Palmiers are a classic French cookie. They are fabulous sweet, crisp, airy cookies made of nothing more than buttery, flaky puff pastry and granulated sugar plus, in my case, a bit of cinnamon. Roll out the pastry, shape, slice and bake. It’s that simple. The magic happens in the oven – the sugar caramelizes, and the pastry puffs up into an elegant dual spiral shape, resulting in a palm-like shape that has given them their name. They might be simple to prepare, but these crisp delicacies look rather elegant.







French Palmiers

Ingredients
  • 140g/5oz ready-rolled all butter puff pastry (the best quality you can afford or make your own)
  • 25g/1oz superfine (caster) sugar*
  • 1 tsp ground Ceylon cinnamon (optional)
For the sugar, I use superfine aka caster sugar but if you prefer the crunch and flavor of specialty sugars, you can substitute demerara or another coarse-grained sugar. Brown sugar or granulated sugar also work just fine but make a sweeter palmier.

Preparation
  1. Preheat the oven to 220° C (425° F).
  2. Take a sheet of ready-rolled all butter puff pastry and unroll, leaving it on the paper.
  3. Mix the sugar and cinnamon (if using) together in a bowl, then sprinkle over the pastry to lightly cover.

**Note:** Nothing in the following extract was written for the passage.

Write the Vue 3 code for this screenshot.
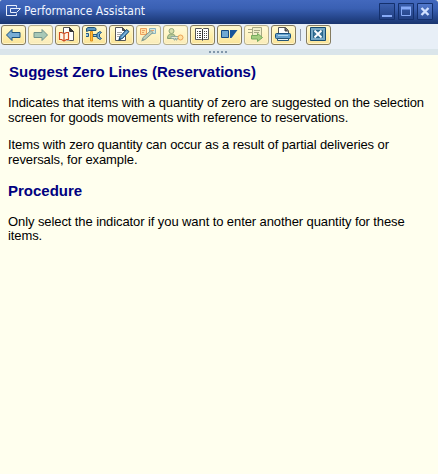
<script setup>
const tools = ['back', 'forward', 'document', 'technical', 'edit', 'customize', 'user', 'glossary', 'translate', 'export', 'print', 'close']
const disabled = ['forward', 'customize', 'user', 'export']
</script>

<template>
  <div class="window">
    <header class="titlebar">
      <svg class="logo" width="17" height="14" viewBox="0 0 17 14" fill="none" stroke="#e8effc">
        <path d="M11.500 3.500V1.500H1.500v10h10V9.500M5.500 4.500h10l-4 4h-6z" />
      </svg>
      <span class="title">Performance Assistant</span>
      <div class="controls">
        <span class="control"><svg width="16" height="17"><path d="M3 13h10" stroke="#86a9f5" stroke-width="2" /></svg></span>
        <span class="control"><svg width="16" height="17"><path d="M3.500 4v8.500h9V4" fill="none" stroke="#86a9f5" /><path d="M3 5h10" stroke="#86a9f5" stroke-width="3" /></svg></span>
        <span class="control bright"><svg width="16" height="17"><path d="M4.500 5l7 7M11.500 5l-7 7" stroke="#d0e0ff" stroke-width="2.400" /></svg></span>
      </div>
    </header>
    <nav class="toolbar">
      <template v-for="t in tools" :key="t">
        <span v-if="t === 'close'" class="separator"></span>
        <button class="tool" :class="{ disabled: disabled.includes(t) }">
          <svg width="23" height="18" viewBox="1 1 23 18" fill="none">
            <path v-if="t === 'back'" d="M5.500 10l5.500-5.500v3h8v5h-8v3z" fill="#78acd5" stroke="#1d527d" />
            <path v-else-if="t === 'forward'" d="M19.500 10l-5.500-5.500v3H6v5h8v3z" fill="#a7c8b7" stroke="#72938b" />
            <template v-else-if="t === 'document'">
              <path d="M8.500 8v-5.500h6l4 4v9h-10z" fill="#fff" stroke="#555" />
              <path d="M14.500 2.500v4h4z" fill="#333" stroke="#333" />
              <path d="M3.500 6.500h2l3.500 2 3.500-2h2v9h-2l-3.500 1-3.500-1h-2z" fill="#fff8e8" />
              <path d="M9 8.500l-2.500-1H4.500v7h2l2.500 1.500 2.500-1.500h2v-7h-2zV16" stroke="#cf4c20" stroke-width="1.200" />
            </template>
            <template v-else-if="t === 'technical'">
              <path d="M4 8.500h2.500v3H4" fill="#9cc6e0" stroke="#235a84" />
              <path d="M11 9.500h4v2h-4z" fill="#9cc6e0" stroke="#235a84" />
              <path d="M19.500 7.500l-1.500-1-3 2v4l3 2 1.500-1-2-1.500v-3z" fill="#78acd2" stroke="#235a84" />
              <path d="M8.500 6.500h2v9.500h-2z" fill="#ffbd37" stroke="#e0901d" />
              <path d="M4.500 3.500l1.500-1h6.500l1.500 1v2H7l-2.500 1z" fill="#5c96bd" stroke="#1f5278" />
            </template>
            <template v-else-if="t === 'edit'">
              <path d="M6.500 2.500h7l3 3v10h-10z" fill="#fff" stroke="#555" />
              <path d="M13.500 2.500v3h3" fill="#555" stroke="#444" />
              <path d="M8 7.500h5M8 9.500h4M8 11.500h3" stroke="#aaa" />
              <path d="M10 14.500l1-3 6.500-7 2.500 2-6.500 7z" fill="#5794c2" stroke="#164b76" />
              <path d="M12.500 12.500l5.500-6" stroke="#9acced" />
              <path d="M9 16l1.500-3 1.500 2z" fill="#174465" />
            </template>
            <template v-else-if="t === 'customize'">
              <path d="M4.500 3.500h6v6h-6z" fill="#ffe2a3" stroke="#eda05e" />
              <path d="M13.500 3.500h6v5h-6z" fill="#d7e7dd" stroke="#8ab4c1" />
              <path d="M6 5.500h3M6 7.500h2M15 5.500h3" stroke="#e8a169" />
              <path d="M6 15.500l1-3 8-7 2 2-8 7z" fill="#c0cfbb" stroke="#829b91" />
              <path d="M5 16.500l2-3 1.500 1.500z" fill="#829b91" />
            </template>
            <template v-else-if="t === 'user'">
              <path d="M4.500 13.500c0-3 1-4 3-4.500h2c2 .500 3 1.500 3 4.500z" fill="#b7c995" stroke="#829e74" />
              <circle cx="8.500" cy="6" r="2.500" fill="#d8dfac" stroke="#92a879" />
              <path d="M8 11.500h8v2h-2v1.500h-1v-1.500h-1v1.500h-1v-1.500H8z" fill="#e3ead5" stroke="#92aaa0" />
              <circle cx="17.500" cy="12.500" r="2.500" fill="#ffe2a2" stroke="#eba257" />
            </template>
            <template v-else-if="t === 'glossary'">
              <path d="M5.500 3.500h6l1 1 1-1h5v11h-5l-1 1-1-1h-6z" fill="#fff" stroke="#555" />
              <path d="M12.500 4v11" stroke="#333" />
              <path d="M7 6.500h1M9 6.500h2M7 8.500h1M9 8.500h2M7 10.500h1M9 10.500h2M7 12.500h1M9 12.500h2M14 6.500h1M16 6.500h1M14 8.500h1M16 8.500h1M14 10.500h1M16 10.500h1M14 12.500h1M16 12.500h1" stroke="#444" />
            </template>
            <template v-else-if="t === 'translate'">
              <path d="M4.500 5.500h7v7h-7z" fill="#6fa8d2" stroke="#164b82" />
              <path d="M13 5h7.500l-6 8H13z" fill="#17549a" />
            </template>
            <template v-else-if="t === 'export'">
              <path d="M8.500 2.500h9v11h-9z" fill="#f0efca" stroke="#a8a985" />
              <path d="M4 4.500h4M4 7.500h4M10 5.500h6M10 7.500h5" stroke="#a8a985" />
              <path d="M7.500 10.500h6v-2l5 4-5 4v-2.500h-6z" fill="#a4cd80" stroke="#75aa5e" />
            </template>
            <template v-else-if="t === 'print'">
              <path d="M7.500 8V2.500h7l3 3V8" fill="#fff" stroke="#555" />
              <path d="M14 2.500V6h3" fill="#555" stroke="#444" />
              <rect x="4.500" y="8.500" width="15" height="5" rx="1" fill="#65a0cc" stroke="#174f7d" />
              <path d="M7 10.500h10" stroke="#b2d9ee" />
              <path d="M6.500 13.500h11v2h-11z" fill="#e8f2f5" stroke="#245578" />
            </template>
            <template v-else>
              <path d="M4.500 2.500h15v13h-15z" fill="#76a8c5" stroke="#154b70" />
              <path d="M7.500 5.500h9v7h-9z" fill="#3b7699" stroke="#286488" />
              <path d="M8.500 5.500l7 7M15.500 5.500l-7 7" stroke="#fff" stroke-width="1.800" />
            </template>
          </svg>
        </button>
      </template>
    </nav>
    <div class="grip"><i v-for="n in 5" :key="n"></i></div>
    <main class="content">
      <h1>Suggest Zero Lines (Reservations)</h1>
      <p class="first">Indicates that items with a quantity of zero are suggested on the selection<br>screen for goods movements with reference to reservations.</p>
      <p>Items with zero quantity can occur as a result of partial deliveries or<br>reversals, for example.</p>
      <h2>Procedure</h2>
      <p class="last">Only select the indicator if you want to enter another quantity for these<br>items.</p>
    </main>
  </div>
</template>

<style>
body { margin: 0; background: #ffffee; }
</style>

<style scoped>
.window { width: 438px; height: 474px; overflow: hidden; background: #ffffee; font-family: "Liberation Sans", Arial, sans-serif; }
.titlebar { height: 24px; box-sizing: border-box; display: flex; padding-left: 5px; background: linear-gradient(#4268bd, #3a60b3 35%, #27488f 70%, #19356f); border-radius: 2px 3px 0 0; }
.logo { margin-top: 4px; flex: none; }
.title { margin-left: 2px; font: 12px/22px "DejaVu Sans Condensed", "DejaVu Sans", sans-serif; font-stretch: condensed; color: #f0f4ff; white-space: nowrap; }
.controls { display: flex; gap: 3px; margin: 3px 5px 0 auto; }
.control { width: 16px; height: 17px; box-sizing: border-box; display: flex; box-shadow: inset 0 0 0 1px #14306d; border-radius: 1px; background: linear-gradient(#3c61b0, #203e81); }
.control.bright { background: linear-gradient(#547bd0, #2e5098); }
.toolbar { height: 25px; box-sizing: border-box; padding: 1px 0 0 1px; display: flex; gap: 2px; background: #e8eff7; }
.tool { flex: none; width: 25px; height: 20px; box-sizing: border-box; padding: 0; border: 1px solid #847b60; border-radius: 3px; display: flex; background: linear-gradient(#fffbd4, #fff0ae 50%, #fae39a); box-shadow: inset 0 0 0 1px #fff5c9; }
.tool.disabled { border-color: #b5af91; background: linear-gradient(#fffbdc, #fff4c4 50%, #f9ebba); }
.separator { width: 1px; height: 12px; margin: 4px 3px 0 2px; background: #929baa; }
.grip { height: 6px; display: flex; justify-content: center; gap: 2px; background: #dae5ea; align-items: center; padding-right: 2px; box-sizing: border-box; }
.grip i { width: 2px; height: 2px; background: #8197aa; }
.content { padding: 8px 8px 0; color: #000; }
h1, h2 { color: #000080; font-size: 15px; line-height: 17px; margin: 0; white-space: nowrap; }
h1 { padding-left: 1px; letter-spacing: -0.02px; }
p { font-size: 13px; line-height: 15px; margin: 12px 0 0; white-space: nowrap; letter-spacing: -0.09px; }
p.first { margin-top: 15px; }
h2 { margin-top: 15px; }
p.last { margin-top: 16px; line-height: 14px; }
</style>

Make sure your filling reaches all the corners of the pastry. Roll it gently onto the pastry sheet with a rolling pin to help it stick.
  4. Starting from one of the long edges, roll the pastry up tightly to the centre then repeat from the other side.
  5. Roll up the pastry in its original paper to help with definition.
  6. Chill before baking to ensure the palmiers hold their shape. If you are short of time, place them in the freezer for 20 minutes.
  7. Flour your knife and cut the pastry roll into slices just thinner than 1cm (1/2 in).
  8. Arrange on a parchment-lined baking sheet leaving a slight gap in between for the pastries to expand.
  9. Cook on a high shelf in your pre-heated oven for 12 to 15 minutes - or until the pastry is crisp, golden and caramelized.
  10. Use a palette knife to ease the palmiers off the baking parchment and let cool on rack.
  11. Serve with pots of tea or cups of coffee or whatever strikes your fancy.




These cookies are really nice treats – very easy to make, but looking very sophisticated. Handy for those times when you want something fancy, but don’t have the time or inclination to put in a lot of work.

These can also be varied to include a bit of different spice with the sugar (nutmeg, cardamom), just sugar no spice or make savory versions using pesto, tapenade or grated cheese such as Parmiggiano Reggiano in place of the sugar.

I must say that I was rather pleased with the way my French Palmiers looked liked when I served them in these lovely bowls - pottery market visits are a great way to spend a Sunday and get a lot of inspiration.